_Short task_. Locate every line below that contains the word "page" and copy it.

_Data_.
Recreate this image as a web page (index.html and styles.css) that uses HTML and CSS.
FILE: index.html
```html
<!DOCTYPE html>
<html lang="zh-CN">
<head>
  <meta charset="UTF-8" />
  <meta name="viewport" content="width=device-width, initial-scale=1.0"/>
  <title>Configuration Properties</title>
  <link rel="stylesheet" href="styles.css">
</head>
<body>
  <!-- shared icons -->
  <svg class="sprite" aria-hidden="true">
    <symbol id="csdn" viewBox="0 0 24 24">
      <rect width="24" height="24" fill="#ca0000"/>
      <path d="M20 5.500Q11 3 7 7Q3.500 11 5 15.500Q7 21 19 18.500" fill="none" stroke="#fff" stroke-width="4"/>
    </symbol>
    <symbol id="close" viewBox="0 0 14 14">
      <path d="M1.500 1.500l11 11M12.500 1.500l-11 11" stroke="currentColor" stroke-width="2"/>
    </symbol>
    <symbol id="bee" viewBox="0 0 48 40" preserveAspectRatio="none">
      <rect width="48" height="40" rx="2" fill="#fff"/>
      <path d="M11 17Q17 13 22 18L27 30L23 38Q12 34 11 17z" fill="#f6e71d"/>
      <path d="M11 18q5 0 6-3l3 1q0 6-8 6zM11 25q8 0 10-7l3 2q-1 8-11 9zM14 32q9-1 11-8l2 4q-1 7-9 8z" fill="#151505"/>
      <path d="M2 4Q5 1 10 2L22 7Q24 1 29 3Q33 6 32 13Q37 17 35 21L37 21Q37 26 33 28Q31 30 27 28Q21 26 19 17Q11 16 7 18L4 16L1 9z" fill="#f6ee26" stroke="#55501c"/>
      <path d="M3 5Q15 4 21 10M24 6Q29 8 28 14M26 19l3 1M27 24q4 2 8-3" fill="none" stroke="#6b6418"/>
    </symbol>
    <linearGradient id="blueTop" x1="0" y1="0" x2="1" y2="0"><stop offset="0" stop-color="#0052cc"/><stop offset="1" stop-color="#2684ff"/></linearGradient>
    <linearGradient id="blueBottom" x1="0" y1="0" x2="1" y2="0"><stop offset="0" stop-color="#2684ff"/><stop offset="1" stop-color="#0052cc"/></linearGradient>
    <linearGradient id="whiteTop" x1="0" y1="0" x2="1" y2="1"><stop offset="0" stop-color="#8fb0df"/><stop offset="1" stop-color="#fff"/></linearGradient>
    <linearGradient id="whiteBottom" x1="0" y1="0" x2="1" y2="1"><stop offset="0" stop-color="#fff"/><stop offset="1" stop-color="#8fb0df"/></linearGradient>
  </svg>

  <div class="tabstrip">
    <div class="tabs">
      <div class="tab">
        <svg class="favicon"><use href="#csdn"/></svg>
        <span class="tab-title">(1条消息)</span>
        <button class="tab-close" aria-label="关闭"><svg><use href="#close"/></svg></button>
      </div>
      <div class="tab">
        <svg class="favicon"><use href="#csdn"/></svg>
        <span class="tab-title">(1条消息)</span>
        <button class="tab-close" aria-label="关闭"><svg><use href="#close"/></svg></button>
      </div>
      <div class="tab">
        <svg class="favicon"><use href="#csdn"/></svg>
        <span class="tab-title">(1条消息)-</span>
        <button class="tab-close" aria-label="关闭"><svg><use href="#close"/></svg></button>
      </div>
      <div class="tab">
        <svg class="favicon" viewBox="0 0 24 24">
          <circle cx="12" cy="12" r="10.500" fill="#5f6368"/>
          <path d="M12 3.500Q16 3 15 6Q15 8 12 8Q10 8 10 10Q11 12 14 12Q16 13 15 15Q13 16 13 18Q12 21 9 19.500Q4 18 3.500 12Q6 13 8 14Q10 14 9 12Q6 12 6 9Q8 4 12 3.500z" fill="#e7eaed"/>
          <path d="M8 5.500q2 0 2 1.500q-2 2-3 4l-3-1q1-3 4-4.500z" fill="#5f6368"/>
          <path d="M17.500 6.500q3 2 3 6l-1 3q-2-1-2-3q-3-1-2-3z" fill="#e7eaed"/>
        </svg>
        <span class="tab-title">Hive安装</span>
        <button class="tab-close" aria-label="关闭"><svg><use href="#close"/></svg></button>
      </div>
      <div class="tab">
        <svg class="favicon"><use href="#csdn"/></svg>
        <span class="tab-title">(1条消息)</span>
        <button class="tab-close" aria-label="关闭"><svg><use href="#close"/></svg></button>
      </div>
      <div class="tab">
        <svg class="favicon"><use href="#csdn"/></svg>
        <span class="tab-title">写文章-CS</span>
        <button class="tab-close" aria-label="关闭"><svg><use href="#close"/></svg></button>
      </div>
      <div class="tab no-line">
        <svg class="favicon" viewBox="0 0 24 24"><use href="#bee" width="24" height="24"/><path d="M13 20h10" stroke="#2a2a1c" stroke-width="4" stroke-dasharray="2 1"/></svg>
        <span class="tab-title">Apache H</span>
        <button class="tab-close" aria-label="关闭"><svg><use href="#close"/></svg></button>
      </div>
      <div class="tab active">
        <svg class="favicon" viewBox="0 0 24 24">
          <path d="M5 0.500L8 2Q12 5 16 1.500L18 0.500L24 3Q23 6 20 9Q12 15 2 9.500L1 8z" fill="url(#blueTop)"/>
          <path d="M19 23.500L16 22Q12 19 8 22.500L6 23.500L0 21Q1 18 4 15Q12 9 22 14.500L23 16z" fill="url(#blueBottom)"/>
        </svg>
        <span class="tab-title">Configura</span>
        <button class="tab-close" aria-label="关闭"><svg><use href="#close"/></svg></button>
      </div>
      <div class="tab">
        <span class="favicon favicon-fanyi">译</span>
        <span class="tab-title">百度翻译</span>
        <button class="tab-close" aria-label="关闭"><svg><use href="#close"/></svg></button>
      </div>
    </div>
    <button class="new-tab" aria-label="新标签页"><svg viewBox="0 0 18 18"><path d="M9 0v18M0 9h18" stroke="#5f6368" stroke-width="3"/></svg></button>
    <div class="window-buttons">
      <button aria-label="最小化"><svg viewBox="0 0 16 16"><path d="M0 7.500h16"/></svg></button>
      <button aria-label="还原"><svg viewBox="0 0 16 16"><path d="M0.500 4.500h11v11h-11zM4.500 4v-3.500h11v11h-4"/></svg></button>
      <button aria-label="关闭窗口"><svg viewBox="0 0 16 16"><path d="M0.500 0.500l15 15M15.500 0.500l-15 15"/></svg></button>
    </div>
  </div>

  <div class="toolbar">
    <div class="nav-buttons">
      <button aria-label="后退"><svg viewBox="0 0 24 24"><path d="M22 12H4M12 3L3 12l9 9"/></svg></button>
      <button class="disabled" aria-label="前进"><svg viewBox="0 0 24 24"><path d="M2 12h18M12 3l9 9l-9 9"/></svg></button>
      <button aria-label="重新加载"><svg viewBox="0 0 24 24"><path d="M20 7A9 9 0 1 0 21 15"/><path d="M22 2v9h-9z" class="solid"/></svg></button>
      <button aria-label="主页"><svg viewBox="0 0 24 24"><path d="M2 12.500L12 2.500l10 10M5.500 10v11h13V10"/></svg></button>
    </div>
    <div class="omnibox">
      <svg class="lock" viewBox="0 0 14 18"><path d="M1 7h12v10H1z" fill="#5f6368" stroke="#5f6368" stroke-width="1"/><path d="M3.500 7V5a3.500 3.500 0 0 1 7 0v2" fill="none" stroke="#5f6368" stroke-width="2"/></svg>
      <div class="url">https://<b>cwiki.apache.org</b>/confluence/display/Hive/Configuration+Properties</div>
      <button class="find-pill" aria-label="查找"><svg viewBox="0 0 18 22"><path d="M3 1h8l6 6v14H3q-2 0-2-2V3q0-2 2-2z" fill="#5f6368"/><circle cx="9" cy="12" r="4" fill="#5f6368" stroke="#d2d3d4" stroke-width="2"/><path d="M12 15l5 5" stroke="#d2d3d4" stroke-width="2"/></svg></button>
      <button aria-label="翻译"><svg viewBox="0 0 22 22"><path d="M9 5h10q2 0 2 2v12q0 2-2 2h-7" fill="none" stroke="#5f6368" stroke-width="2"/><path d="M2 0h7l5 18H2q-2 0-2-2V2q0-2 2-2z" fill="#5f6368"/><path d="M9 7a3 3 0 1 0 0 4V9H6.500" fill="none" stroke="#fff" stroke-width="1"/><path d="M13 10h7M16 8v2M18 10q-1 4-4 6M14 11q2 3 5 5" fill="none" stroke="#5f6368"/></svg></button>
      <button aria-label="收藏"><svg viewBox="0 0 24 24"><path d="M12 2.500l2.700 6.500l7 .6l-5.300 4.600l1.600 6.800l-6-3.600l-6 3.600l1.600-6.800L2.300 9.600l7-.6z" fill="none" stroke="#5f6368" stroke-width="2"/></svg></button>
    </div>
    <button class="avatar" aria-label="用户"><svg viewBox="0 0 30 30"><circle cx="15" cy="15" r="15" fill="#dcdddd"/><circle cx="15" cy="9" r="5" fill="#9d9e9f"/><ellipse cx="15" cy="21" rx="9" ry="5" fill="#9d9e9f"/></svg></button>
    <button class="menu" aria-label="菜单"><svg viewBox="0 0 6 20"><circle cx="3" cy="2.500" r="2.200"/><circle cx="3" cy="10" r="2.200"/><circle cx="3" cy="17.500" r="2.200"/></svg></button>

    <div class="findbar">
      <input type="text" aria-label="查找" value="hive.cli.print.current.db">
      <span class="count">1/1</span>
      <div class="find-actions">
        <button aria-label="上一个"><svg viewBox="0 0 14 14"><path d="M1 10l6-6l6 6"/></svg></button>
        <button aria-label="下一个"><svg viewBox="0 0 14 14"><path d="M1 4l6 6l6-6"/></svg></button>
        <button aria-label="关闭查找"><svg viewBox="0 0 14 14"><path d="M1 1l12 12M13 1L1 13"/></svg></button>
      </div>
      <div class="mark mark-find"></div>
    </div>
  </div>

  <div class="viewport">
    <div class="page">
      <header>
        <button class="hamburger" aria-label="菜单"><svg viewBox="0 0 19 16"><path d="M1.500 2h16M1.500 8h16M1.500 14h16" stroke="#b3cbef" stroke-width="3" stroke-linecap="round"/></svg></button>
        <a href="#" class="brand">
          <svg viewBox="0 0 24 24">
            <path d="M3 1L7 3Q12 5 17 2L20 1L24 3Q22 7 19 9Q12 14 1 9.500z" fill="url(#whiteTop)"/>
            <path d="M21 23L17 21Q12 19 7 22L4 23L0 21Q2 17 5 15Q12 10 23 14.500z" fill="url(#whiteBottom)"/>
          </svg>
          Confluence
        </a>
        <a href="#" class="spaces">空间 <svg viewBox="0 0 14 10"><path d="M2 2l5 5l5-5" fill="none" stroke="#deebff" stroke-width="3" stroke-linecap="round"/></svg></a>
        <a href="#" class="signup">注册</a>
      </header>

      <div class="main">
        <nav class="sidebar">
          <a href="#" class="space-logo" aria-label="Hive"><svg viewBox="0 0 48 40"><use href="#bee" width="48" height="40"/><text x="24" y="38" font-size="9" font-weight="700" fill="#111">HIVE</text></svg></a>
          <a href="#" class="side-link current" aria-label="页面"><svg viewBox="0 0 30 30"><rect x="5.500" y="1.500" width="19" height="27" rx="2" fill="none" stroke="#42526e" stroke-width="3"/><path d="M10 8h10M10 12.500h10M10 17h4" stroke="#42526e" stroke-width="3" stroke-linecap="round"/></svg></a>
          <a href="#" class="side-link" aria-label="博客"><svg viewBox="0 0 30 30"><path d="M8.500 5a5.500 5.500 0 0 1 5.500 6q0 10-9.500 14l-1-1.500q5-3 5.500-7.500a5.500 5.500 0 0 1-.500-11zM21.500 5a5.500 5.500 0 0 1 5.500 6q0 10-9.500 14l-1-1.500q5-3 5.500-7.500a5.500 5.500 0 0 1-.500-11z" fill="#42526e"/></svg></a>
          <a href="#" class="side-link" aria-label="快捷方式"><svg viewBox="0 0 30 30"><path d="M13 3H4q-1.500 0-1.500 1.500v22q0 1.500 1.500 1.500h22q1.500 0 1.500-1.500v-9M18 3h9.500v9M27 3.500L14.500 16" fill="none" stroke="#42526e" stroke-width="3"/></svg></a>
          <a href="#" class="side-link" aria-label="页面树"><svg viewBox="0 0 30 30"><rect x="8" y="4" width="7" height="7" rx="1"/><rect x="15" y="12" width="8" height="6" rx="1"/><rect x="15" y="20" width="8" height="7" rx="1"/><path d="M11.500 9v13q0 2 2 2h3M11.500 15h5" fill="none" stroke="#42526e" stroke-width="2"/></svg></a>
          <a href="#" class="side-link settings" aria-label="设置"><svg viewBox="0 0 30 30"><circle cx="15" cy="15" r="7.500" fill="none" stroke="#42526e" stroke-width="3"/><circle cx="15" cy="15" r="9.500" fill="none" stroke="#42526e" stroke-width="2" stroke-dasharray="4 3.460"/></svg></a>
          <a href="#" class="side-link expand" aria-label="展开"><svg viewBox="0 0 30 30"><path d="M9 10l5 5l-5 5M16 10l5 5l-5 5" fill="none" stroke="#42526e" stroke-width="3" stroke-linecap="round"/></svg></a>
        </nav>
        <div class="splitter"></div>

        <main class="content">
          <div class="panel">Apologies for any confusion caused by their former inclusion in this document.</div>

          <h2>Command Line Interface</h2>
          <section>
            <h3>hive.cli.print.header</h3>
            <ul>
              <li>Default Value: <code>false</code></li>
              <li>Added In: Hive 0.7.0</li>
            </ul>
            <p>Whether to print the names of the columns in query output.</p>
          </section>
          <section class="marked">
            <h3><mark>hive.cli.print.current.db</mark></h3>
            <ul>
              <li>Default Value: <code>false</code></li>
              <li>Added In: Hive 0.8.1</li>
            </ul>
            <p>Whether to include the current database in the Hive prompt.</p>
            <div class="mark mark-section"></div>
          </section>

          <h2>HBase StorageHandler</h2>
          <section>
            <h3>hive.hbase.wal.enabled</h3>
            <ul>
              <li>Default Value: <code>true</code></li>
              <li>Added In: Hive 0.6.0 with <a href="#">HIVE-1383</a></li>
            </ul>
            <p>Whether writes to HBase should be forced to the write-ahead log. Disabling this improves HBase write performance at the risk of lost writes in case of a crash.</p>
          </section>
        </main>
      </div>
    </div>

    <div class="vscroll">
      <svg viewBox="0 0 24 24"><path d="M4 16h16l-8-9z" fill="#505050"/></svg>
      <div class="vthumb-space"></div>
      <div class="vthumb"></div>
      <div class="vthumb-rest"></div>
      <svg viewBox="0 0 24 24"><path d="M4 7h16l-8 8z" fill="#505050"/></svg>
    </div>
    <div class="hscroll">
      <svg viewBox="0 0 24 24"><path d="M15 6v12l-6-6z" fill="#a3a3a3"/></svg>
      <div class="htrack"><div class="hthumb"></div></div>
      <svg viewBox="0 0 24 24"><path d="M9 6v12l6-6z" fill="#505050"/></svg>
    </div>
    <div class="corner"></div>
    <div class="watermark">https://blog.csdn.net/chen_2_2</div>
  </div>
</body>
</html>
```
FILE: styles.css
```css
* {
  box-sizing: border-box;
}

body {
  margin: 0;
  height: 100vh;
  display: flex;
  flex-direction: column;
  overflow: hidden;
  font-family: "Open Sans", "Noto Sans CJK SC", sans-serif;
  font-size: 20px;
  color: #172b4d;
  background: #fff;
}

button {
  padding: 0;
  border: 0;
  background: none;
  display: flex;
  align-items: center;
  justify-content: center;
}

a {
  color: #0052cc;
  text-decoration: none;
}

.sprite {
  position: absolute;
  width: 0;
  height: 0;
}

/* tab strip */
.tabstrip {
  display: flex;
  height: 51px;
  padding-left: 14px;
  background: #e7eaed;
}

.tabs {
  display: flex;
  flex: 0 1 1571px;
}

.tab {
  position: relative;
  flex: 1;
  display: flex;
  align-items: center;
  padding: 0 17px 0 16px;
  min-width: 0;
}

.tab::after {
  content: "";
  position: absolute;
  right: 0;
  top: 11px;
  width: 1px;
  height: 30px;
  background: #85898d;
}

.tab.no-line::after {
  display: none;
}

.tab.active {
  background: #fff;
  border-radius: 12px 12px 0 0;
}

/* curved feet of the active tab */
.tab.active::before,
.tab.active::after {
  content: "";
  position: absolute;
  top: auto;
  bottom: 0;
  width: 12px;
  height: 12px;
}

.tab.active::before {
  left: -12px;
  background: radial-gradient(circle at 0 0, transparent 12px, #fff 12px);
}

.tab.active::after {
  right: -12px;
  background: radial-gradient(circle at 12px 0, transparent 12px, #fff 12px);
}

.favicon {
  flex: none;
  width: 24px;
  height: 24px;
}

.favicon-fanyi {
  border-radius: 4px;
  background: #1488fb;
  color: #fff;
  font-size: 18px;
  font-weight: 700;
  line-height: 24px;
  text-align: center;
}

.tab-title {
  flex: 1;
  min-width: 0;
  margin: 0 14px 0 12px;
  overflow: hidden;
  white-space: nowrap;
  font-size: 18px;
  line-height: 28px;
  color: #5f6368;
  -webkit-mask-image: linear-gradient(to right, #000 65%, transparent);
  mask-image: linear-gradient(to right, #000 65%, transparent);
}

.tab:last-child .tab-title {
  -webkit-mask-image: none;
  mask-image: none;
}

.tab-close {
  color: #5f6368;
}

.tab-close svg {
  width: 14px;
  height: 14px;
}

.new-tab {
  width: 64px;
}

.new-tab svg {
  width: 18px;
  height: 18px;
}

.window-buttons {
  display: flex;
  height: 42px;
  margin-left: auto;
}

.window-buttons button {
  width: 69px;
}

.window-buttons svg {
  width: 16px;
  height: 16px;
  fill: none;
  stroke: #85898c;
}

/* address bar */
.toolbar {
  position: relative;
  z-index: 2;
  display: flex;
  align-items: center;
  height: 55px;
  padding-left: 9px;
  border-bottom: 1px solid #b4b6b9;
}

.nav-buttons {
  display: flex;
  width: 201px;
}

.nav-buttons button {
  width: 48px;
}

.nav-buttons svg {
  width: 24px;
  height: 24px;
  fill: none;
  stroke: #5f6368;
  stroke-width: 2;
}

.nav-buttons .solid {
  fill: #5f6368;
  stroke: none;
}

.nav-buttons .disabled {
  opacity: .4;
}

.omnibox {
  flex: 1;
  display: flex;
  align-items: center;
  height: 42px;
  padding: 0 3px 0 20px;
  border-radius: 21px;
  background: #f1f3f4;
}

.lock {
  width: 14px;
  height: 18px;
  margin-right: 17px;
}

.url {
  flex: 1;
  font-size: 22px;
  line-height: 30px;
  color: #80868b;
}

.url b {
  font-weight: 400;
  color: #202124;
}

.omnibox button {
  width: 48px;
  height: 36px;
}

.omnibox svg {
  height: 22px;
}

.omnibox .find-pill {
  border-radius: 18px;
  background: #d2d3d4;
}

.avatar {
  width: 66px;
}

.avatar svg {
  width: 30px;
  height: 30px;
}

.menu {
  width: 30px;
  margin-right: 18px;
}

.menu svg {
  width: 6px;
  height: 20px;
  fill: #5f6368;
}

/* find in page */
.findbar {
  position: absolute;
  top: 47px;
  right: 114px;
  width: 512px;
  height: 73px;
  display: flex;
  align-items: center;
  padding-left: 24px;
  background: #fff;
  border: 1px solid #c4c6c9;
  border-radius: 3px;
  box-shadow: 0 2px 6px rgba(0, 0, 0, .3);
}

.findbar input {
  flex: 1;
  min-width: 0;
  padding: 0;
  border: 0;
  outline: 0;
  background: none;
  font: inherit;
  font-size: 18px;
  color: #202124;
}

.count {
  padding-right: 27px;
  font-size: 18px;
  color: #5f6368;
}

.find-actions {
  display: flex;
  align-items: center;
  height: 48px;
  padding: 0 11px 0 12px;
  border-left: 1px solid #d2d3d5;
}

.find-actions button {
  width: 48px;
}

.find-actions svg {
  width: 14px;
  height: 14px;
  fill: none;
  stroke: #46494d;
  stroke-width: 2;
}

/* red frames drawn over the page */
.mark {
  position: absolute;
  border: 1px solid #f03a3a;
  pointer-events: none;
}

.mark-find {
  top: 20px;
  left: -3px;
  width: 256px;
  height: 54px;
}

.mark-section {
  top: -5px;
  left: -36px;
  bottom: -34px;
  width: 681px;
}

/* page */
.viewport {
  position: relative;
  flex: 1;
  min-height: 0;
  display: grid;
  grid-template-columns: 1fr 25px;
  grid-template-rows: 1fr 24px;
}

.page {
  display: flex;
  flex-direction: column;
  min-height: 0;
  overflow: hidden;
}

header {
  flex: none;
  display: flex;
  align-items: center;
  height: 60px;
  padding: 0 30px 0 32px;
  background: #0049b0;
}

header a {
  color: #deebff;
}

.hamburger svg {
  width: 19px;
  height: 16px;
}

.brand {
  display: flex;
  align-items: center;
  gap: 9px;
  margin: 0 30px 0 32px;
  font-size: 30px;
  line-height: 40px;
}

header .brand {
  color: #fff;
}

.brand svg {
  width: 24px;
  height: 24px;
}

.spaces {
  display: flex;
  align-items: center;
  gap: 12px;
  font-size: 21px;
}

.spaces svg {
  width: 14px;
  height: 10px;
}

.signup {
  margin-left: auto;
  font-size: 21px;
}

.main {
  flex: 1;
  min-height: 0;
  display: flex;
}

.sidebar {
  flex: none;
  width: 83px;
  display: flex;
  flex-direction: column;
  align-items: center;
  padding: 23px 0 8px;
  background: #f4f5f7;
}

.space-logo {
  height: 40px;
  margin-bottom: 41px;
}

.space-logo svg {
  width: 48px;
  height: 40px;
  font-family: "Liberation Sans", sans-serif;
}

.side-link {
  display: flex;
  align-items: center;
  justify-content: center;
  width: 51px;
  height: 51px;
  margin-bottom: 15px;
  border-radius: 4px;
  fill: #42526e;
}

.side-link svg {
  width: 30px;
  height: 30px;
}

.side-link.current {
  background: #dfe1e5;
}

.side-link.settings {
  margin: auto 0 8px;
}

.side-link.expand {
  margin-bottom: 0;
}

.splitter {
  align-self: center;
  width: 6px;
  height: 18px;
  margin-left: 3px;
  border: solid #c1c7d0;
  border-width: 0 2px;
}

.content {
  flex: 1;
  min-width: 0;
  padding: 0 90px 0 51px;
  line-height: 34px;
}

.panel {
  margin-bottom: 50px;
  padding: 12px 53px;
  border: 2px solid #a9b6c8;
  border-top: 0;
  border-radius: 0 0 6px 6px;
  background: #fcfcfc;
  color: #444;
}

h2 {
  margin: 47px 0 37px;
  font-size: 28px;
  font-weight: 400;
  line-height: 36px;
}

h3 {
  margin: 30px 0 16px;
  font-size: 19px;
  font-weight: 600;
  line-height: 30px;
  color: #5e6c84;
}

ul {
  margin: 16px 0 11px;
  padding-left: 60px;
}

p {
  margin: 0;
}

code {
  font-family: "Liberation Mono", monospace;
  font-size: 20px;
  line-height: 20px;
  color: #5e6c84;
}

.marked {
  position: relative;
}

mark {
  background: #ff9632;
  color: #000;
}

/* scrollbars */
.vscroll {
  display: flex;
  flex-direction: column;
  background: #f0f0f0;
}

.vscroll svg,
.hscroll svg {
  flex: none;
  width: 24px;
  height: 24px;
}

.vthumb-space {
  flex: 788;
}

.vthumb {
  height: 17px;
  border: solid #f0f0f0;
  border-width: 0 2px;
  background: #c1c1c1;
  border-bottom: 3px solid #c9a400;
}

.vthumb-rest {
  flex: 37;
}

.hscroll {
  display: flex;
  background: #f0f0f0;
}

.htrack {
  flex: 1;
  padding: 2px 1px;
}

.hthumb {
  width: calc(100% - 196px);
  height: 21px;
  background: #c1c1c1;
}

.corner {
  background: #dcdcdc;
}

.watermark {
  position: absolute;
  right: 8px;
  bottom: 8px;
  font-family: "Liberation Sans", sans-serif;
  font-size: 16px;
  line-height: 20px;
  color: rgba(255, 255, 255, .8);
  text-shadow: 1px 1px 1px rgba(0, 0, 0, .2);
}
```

_The response_.
Recreate this image as a web page (index.html and styles.css) that uses HTML and CSS.
    <div class="page">
/* find in page */
/* red frames drawn over the page */
/* page */
.page {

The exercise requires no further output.